Friday, 5 February 2010
It is often said that the time to go looking for stone-age implements is just after a good downpour. This one, above, I found after heavy rain, and it glistened in the sunlight. The first Cro Magnon lived just to the north of here, and it's a sobering thought to know that the last person to have held this tool was amongst his extended entourage.
Stone implements such as these are not uncommon, but to find one and hold it in your hand, just as someone did about 6,000 years ago, is a magical and rare privilege.
People are killed for mushrooms. Fights occur on a regular basis. My own village is renouned for both the quality and quantity of its (usually) annual crop. In our nearest small town there is a market devoted solely to the sale of these beauties. Our local gastronomy is dependent on their exquisite flavour.

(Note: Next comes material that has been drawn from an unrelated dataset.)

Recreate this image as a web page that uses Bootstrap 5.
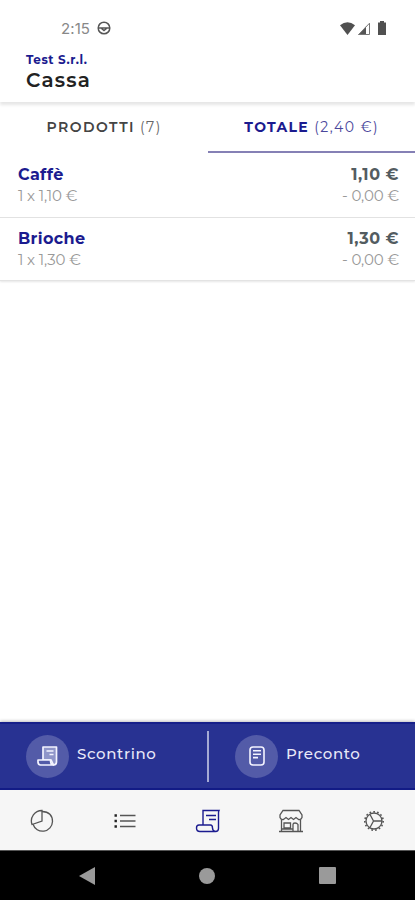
<!DOCTYPE html>
<html lang="it">
<head>
<meta charset="utf-8">
<meta name="viewport" content="width=device-width, initial-scale=1">
<title>Cassa</title>
<link href="https://cdn.jsdelivr.net/npm/bootstrap@5.3.0/dist/css/bootstrap.min.css" rel="stylesheet">
<style>
:root{--navy:#1b1b8f;--bar:#283292}
body{font-family:Montserrat,Inter,"Open Sans",sans-serif;background:#fff;line-height:1}
svg{display:block;flex:none}
.screen{height:900px;overflow:hidden}
.status{height:50px;padding:6px 29px 0 61px;color:#666}
.clock{font:400 15px/1 Inter,sans-serif;letter-spacing:.1px;width:36px;color:#888}
.app-head{height:52px;padding:3px 26px 0;box-shadow:0 3px 3px rgba(0,0,0,.1);position:relative}
.company{font-size:12px;line-height:13px;font-weight:700;color:var(--navy);letter-spacing:.55px}
.title{font-size:20px;line-height:24px;font-weight:600;color:#222;letter-spacing:1.2px;margin:2px 0 0}
.tabs{height:51px}
.tabs a{font-size:14px;color:#666;text-decoration:none;letter-spacing:1.45px;border-bottom:2px solid transparent}
.tabs a span{margin-right:-1px}
.tabs a b{font-weight:600;color:#444;letter-spacing:1.45px}
.tabs a.active{color:#4a479c;border-color:#8580b5}
.tabs a.active b{font-weight:700;color:var(--navy);letter-spacing:1.3px}
.sale{height:64px;padding:13px 16px 0 18px;border-bottom:1px solid #e3e3e3}
.sale:first-child{height:65px}
.sale:last-child{padding-top:12px;box-shadow:0 1px 2px rgba(0,0,0,.1);height:63px}
.nm{font-size:16px;line-height:18px;font-weight:700;color:var(--navy);letter-spacing:.35px}
.pr{font-size:16px;line-height:18px;font-weight:700;color:#535c61;letter-spacing:.5px}
.sub{font-size:15px;line-height:17px;margin-top:3px;color:#999;font-weight:400;letter-spacing:-.15px}
.actions{height:68px;background:var(--bar);border-top:2px solid #17208a;border-bottom:2px solid #121b86;box-shadow:0 -1px 3px rgba(0,0,0,.25);color:#e8e9f8}
.actions button{color:inherit;background:none;border:0;font-size:15px;font-weight:500;letter-spacing:.65px;padding:0 0 0 26px}
.actions button+button{padding-left:29px}
.disc{width:43px;height:43px;border-radius:50%;background:#535ba8;margin-right:8px}
.rule{width:2px;height:51px;background:#a5aad4;margin-left:1px}
.label-up{margin-top:-5px}
.bottom{height:60px;background:#f6f6f6;color:#555}
.bottom svg{stroke:currentColor;fill:none;stroke-width:1.3;margin-top:1px}
.sys{height:50px;background:#000;border-top:1px solid #555}
.sys-keys{width:257px;margin-left:79px}
</style>
</head>
<body>
<div class="screen d-flex flex-column">
  <div class="status d-flex align-items-center">
    <span class="clock">2:15</span>
    <svg width="14" height="14" viewBox="0 0 14 14" fill="none" stroke="#555" stroke-width="1.500"><circle cx="7" cy="7" r="5.800"/><path d="M1 7h12M4.500 7.500 7 9.500l2.500-2"/></svg>
    <div class="d-flex align-items-center ms-auto">
      <svg width="15" height="13" viewBox="0 0 15 13"><path fill="#505050" d="M0 3.200Q7.500-2.500 15 3.200L7.500 13Z"/></svg>
      <svg width="12" height="13" viewBox="0 0 12 13" style="margin-left:3px"><path fill="#555" d="M0 13 8 4.500V13Z"/><path fill="none" stroke="#777" d="M.8 12.500 11.500 1.200V12.500Z"/></svg>
      <svg width="8" height="14" viewBox="0 0 8 14" style="margin:0 0 0 8px"><path fill="#505050" d="M2 0h4v1.500H8V14H0V1.500h2Z"/></svg>
    </div>
  </div>
  <header class="app-head">
    <div class="company">Test S.r.l.</div>
    <h1 class="title">Cassa</h1>
  </header>
  <nav class="tabs d-flex">
    <a href="#" class="w-50 d-flex align-items-center justify-content-center"><span><b>PRODOTTI</b> (7)</span></a>
    <a href="#" class="active w-50 d-flex align-items-center justify-content-center"><span><b>TOTALE</b> (2,40 €)</span></a>
  </nav>
  <main class="flex-grow-1">
    <div class="sale d-flex justify-content-between">
      <div><div class="nm">Caffè</div><div class="sub">1 x 1,10 €</div></div>
      <div class="text-end"><div class="pr">1,10 €</div><div class="sub">- 0,00 €</div></div>
    </div>
    <div class="sale d-flex justify-content-between">
      <div><div class="nm">Brioche</div><div class="sub">1 x 1,30 €</div></div>
      <div class="text-end"><div class="pr">1,30 €</div><div class="sub">- 0,00 €</div></div>
    </div>
  </main>
  <div class="actions d-flex align-items-center">
    <button class="d-flex align-items-center flex-fill w-50">
      <span class="disc d-flex align-items-center justify-content-center"><svg width="21" height="20" viewBox="0 0 21 20" fill="none" stroke="#f4f4ff" stroke-width="1.700" stroke-linejoin="round"><path fill="#8f95c9" d="M6 13V1H19.500V15.500Q19.500 19 16.500 19L14 14H6Z"/><path fill="#535ba8" d="M1 14H13.500Q13.500 19 16.500 19H3.500Q1 19 1 16Z"/><path stroke-width="1.400" d="M9.500 5h7M12.500 8.500h4"/></svg></span>
      <span class="label-up">Scontrino</span>
    </button>
    <div class="rule"></div>
    <button class="d-flex align-items-center flex-fill w-50">
      <span class="disc d-flex align-items-center justify-content-center"><svg width="16" height="20" viewBox="0 0 16 20" fill="none" stroke="#f4f4ff" stroke-width="1.600"><rect x="1" y="1" width="14" height="18" rx="3"/><path d="M4 4.800h8M4 8.200h8M4 11.600h5"/></svg></span>
      <span class="label-up">Preconto</span>
    </button>
  </div>
  <nav class="bottom d-flex align-items-center">
    <div class="col d-flex justify-content-center"><svg width="24" height="24" viewBox="0 0 24 24"><path d="M12 1.500V12L2 15.500A10.500 10.500 0 0 1 12 1.500Z"/><path d="M12 2.500Q22.500 3 22.500 12.500A10 10 0 0 1 3 15.300"/></svg></div>
    <div class="col d-flex justify-content-center"><svg width="22" height="16" viewBox="0 0 22 16"><path stroke-width="1.400" d="M6 2.500h15.500M6 8h15.500M6 13.500h15.500"/><path stroke="#222" stroke-width="2.400" d="M.5 2.500h2.400M.5 8h2.400M.5 13.500h2.400"/></svg></div>
    <div class="col d-flex justify-content-center" style="color:#1b1b8f"><svg width="26" height="24" viewBox="0 0 26 24"><g stroke-width="1.400"><path d="M8 15.500V1.500H24Q23.500 2.500 23.500 4V19.500Q23.500 22.500 20.500 22.500H5Q1.500 22.500 1.500 19Q1.500 16 4 16H15.500Q17.500 16 17.500 19T20.500 22.500"/><path d="M11 6.500h10M14 10.500h7"/></g></svg></div>
    <div class="col d-flex justify-content-center"><svg width="24" height="24" viewBox="0 0 24 24"><path d="M4 1.500H20L23 6V8.500Q22 11 19.500 10.500L17 8.500 14.500 10.500 12 8.500 9.500 10.500 7 8.500 4.500 10.500Q2 11 1 8.500V6ZM2.500 11V22M21.500 11V22M0 22.500H24M5 14H11.500V19H5ZM14 22V15.500Q14 14 16 14T19 15.500V22M2.500 20H14"/></svg></div>
    <div class="col d-flex justify-content-center"><svg width="22" height="22" viewBox="0 0 22 22"><circle cx="11" cy="11" r="8"/><circle cx="11" cy="11" r="9.200" stroke-width="1.600" stroke-dasharray="1.700 2.150"/><path d="M7 4.500 10.500 11 7 17.500M10.500 11h8.500"/></svg></div>
  </nav>
  <div class="sys d-flex align-items-center">
    <div class="sys-keys d-flex align-items-center justify-content-between">
      <svg width="16" height="18" viewBox="0 0 16 18"><path fill="#9a9a9a" d="M16 0V18L0 9Z"/></svg>
      <svg width="16" height="16" viewBox="0 0 16 16"><circle cx="8" cy="8" r="8" fill="#9a9a9a"/></svg>
      <svg width="17" height="17" viewBox="0 0 17 17"><rect width="17" height="17" rx="1" fill="#9a9a9a"/></svg>
    </div>
  </div>
</div>
<script src="https://cdn.jsdelivr.net/npm/bootstrap@5.3.0/dist/js/bootstrap.bundle.min.js"></script>
</body>
</html>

During the growing season, I dream of mushrooms. I become excited at the very thought of heading for the woods first thing in the morning. I am prepared to brave almost any weather to track them down. Mushrooming becomes all-important and all-enveloping. We watch the weather like hawks, we measure rainfall and temperatures, we study every little movement in the woods, we look for cars parked by the side of the road. Every small sign is meticulously observed.
We haven't had a proper crop of Cepes for three years, but I've recently been told by a neighbour that a really cold winter (such as we've been having) is the sign of an exceptional harvest to come. I believe him... I believe him... I have total faith.